L'influence du Paradise Garage : Une légende de la nuit
Même après sa fermeture en 1987, l’héritage du Paradise Garage demeure intact. Le club est devenu un mythe, et la scène clubbing, telle que nous la connaissons aujourd’hui, est le fruit de son influence. Des artistes comme Madonna, Grace Jones, KeithHaring, et même Whitney Houston y sont sortis, contribuant à faire de ce lieu un sanctuaire de la musique et de la culture underground.
Le Garage ne se contente pas d’être un simple club, c'est un phénomène socioculturel, un espace de rencontre, d’expérimentation et de liberté. Levan, par son art du DJing, a changé à jamais la perception de ce rôle. Le DJ n'est plus un simple animateur de la soirée, il devient un véritable architecte sonore, un créateur d’expériences et un catalyseur émotionnel pour la foule. Il est le pivot autour duquel la danse et la musique s'articulent, un phénomène qu’on retrouve encore aujourd'hui dans l’ADN de la culture club.
Le Garage et le futur du clubbing
En redonnant vie au disco à la fin des années 70, le Paradise Garage n’a pas seulement sauvé un genre en perte de vitesse : il a façonné les fondations de la house music. À travers les sets visionnaires de Larry Levan, une nouvelle manière de penser le son et la fête a vu le jour — plus libre, plus introspective, plus physique. Le Garage a transformé le club en sanctuaire sonore, où les basses profondes, les beats prolongés et les voix éthérées ont esquissé les contours d’un style alors embryonnaire. Ce son, né entre les murs d’un ancien parking du West Village, traverse l’Atlantique et irrigue les scènes électroniques du monde entier.
Aujourd’hui encore, l’empreinte du Paradise Garage est palpable dans chaque beat de house joué à Berlin, Johannesburg, Paris ou Tokyo.
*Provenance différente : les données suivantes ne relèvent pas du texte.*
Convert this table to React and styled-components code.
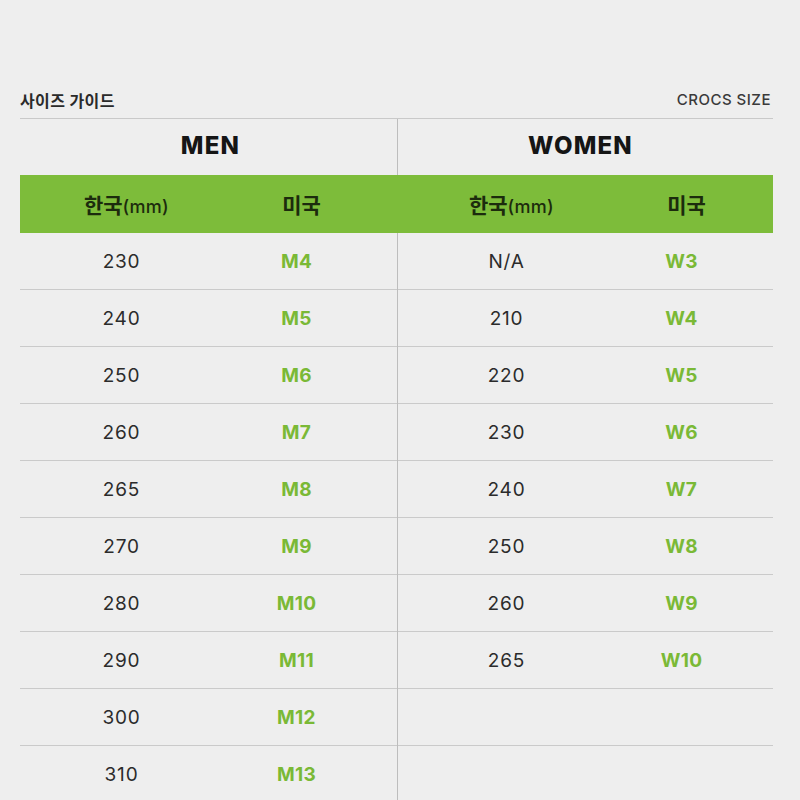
import styled, { createGlobalStyle } from "styled-components"

const GlobalStyle = createGlobalStyle`
  body {
    margin: 0;
    background: #eeeeee;
    font-family: Inter, "Noto Sans CJK KR", sans-serif;
    color: #2b2b2b;
  }
`

const Page = styled.div`
  padding: 90px 27px 0 20px;
  height: 800px;
  box-sizing: border-box;
  overflow: hidden;
`
const TitleBar = styled.div`
  display: flex;
  justify-content: space-between;
  align-items: center;
  line-height: 20px;
  padding: 0 2px 8px 0;
  border-bottom: 1px solid #c9c9c9;
`
const PageTitle = styled.h1`
  margin: 0;
  font-size: 16px;
  font-weight: 700;
  letter-spacing: 0.4px;
  color: #2a2a2a;
  font-family: "Noto Sans CJK KR", sans-serif;
`
const BrandLabel = styled.span`
  font-size: 15px;
  font-weight: 500;
  color: #3a3a3a;
  letter-spacing: 0.5px;
`
const Table = styled.div`
  display: grid;
  grid-template-columns: 377px 376px;
`
const Half = styled.section`
  border-left: ${({ $divided }) => ($divided ? "1px solid #bdbdbd" : "none")};
`
const HalfTitle = styled.h2`
  margin: 0;
  height: 56px;
  padding: 0 ${({ $shift }) => ($shift < 0 ? -$shift * 2 : 0)}px 4px ${({ $shift }) => ($shift > 0 ? $shift * 2 : 0)}px;
  box-sizing: border-box;
  display: flex;
  align-items: center;
  justify-content: center;
  font-size: 24px;
  font-weight: 800;
  letter-spacing: 1.2px;
  color: #151515;
`
const Row = styled.div`
  display: grid;
  grid-template-columns: 175px 175px;
  padding-left: ${({ $inset }) => $inset}px;
  height: 57px;
  box-sizing: border-box;
  align-items: center;
  border-bottom: 1px solid #cacaca;
`
const HeadRow = styled(Row)`
  height: 58px;
  background: #7dbc3a;
  border-bottom: none;
  margin-left: ${({ $divided }) => ($divided ? "-1px" : "0")};
  padding-left: ${({ $inset, $divided }) => $inset + ($divided ? 1 : 0) + 5}px;
`
const HeadCell = styled.div`
  text-align: center;
  font-family: "Noto Sans CJK KR", sans-serif;
  font-size: 21px;
  font-weight: 700;
  color: #1c2b0d;
  small {
    font-family: Inter, sans-serif;
    font-size: 18px;
    font-weight: 500;
    letter-spacing: 0.3px;
  }
`
const SizeCell = styled.div`
  text-align: center;
  font-size: 19px;
  letter-spacing: 0.8px;
  color: #2b2b2b;
`
const UsCell = styled.div`
  text-align: center;
  font-size: 19px;
  font-weight: 700;
  letter-spacing: 0.3px;
  color: #7ab936;
`

const men = [
  ["230", "M4"], ["240", "M5"], ["250", "M6"], ["260", "M7"], ["265", "M8"],
  ["270", "M9"], ["280", "M10"], ["290", "M11"], ["300", "M12"], ["310", "M13"],
]
const women = [
  ["N/A", "W3"], ["210", "W4"], ["220", "W5"], ["230", "W6"], ["240", "W7"],
  ["250", "W8"], ["260", "W9"], ["265", "W10"], ["", ""], ["", ""],
]

function SizeHalf({ title, rows, inset, divided, shift }) {
  return (
    <Half $divided={divided}>
      <HalfTitle $shift={shift}>{title}</HalfTitle>
      <HeadRow $inset={inset} $divided={divided}>
        <HeadCell>한국<small>(mm)</small></HeadCell>
        <HeadCell>미국</HeadCell>
      </HeadRow>
      {rows.map(([kr, us], i) => (
        <Row key={i} $inset={inset}>
          <SizeCell>{kr}</SizeCell>
          <UsCell>{us}</UsCell>
        </Row>
      ))}
    </Half>
  )
}

export default function App() {
  return (
    <>
      <GlobalStyle />
      <Page>
        <TitleBar>
          <PageTitle>사이즈 가이드</PageTitle>
          <BrandLabel>CROCS SIZE</BrandLabel>
        </TitleBar>
        <Table>
          <SizeHalf title="MEN" rows={men} inset={14} shift={2} />
          <SizeHalf title="WOMEN" rows={women} inset={21} divided shift={-5} />
        </Table>
      </Page>
    </>
  )
}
Le club a engendré une culture globale, fondée sur le culte du dancefloor, la quête de la transe collective et l’idée que la fête peut être un acte politique autant qu’un moment d’abandon. DJs, producteurs et collectifs revendiquent cet héritage, dans une filiation directe avec l’esprit du Garage : celui d’une musique qui unit, libère et fait vibrer les corps. Disparu mais jamais effacé, le Paradise Garage continue de résonner dans les nuits du monde entier.